Was WPP going to break up?

Martin was a such a glue to over 200,000 people and their 500,000 or so dependents, and clients across 112 countries. WPP had taken a massive hit with shares down almost 13% and Martin Sorrell had commented, “2017 was not pretty. The major factors influencing WPP’s performance were probably the long-term impact of technological disruption and more the short-term focus of zero-based budgeters, activist investors, and private equity.”

What went wrong?

The unbundling of creative and media which was started by him had come full circle with ever decreasing margins. The writing was on the wall. Tom Doctoroff, Chief Cultural Insights Officer at Prophet, put it best, “In-house agencies are the rage. Clients deal directly with Facebook and Google. Content is produced by brand managers. They have fallen into a vicious spiral of fee cuts and talent degradation.”

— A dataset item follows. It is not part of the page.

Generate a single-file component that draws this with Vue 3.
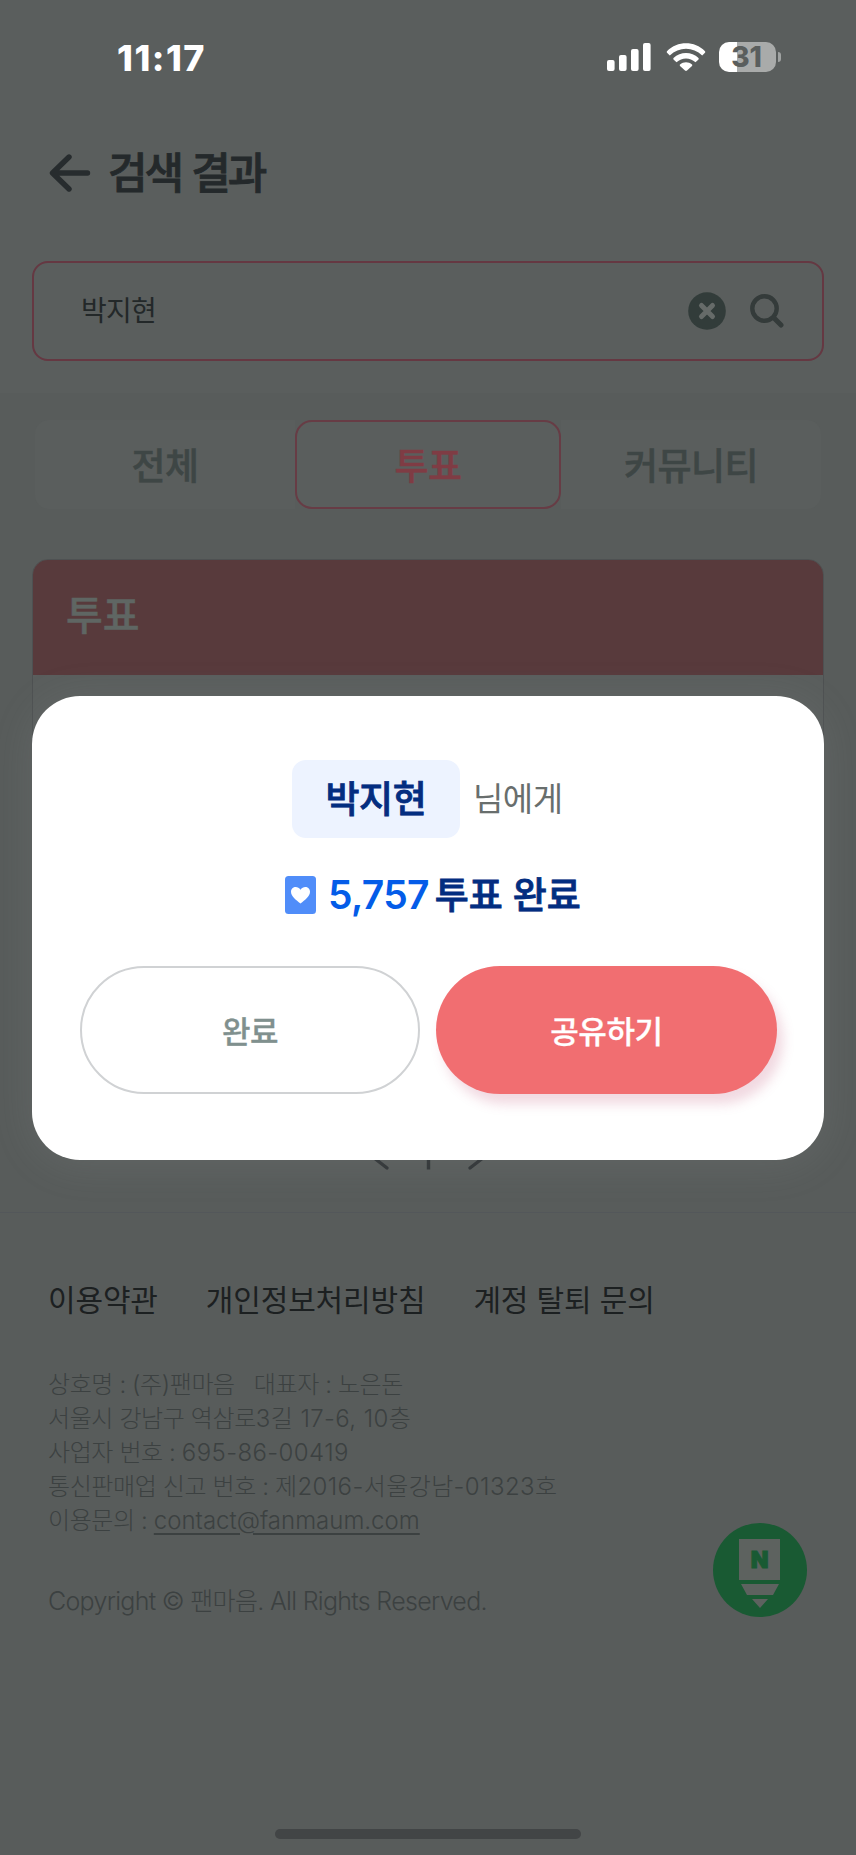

Sir Martin was the man who turned a wire-basket maker into a global advertising powerhouse. He became an elderly statesman of the industry and appeared in the news and on TV, talking about Facebook and Google to BRIC and Brexit. He earned millions – and a knighthood.

For a long time, he publicly called out technology companies’ incursions into the media and advertising businesses, calling Google a “frenemy,” a combination of friend and enemy.

He once said, “Google and Facebook are going to have to step up to the fact that our clients are not content with attributing a View for three seconds, with half the time the sound turned off.”

I will miss him because he was so hands-on you never felt he was out of reach.  Whenever I emailed him, he did not take him more than a few hours to respond. That was how hands-on Sir Martin Sorrell was!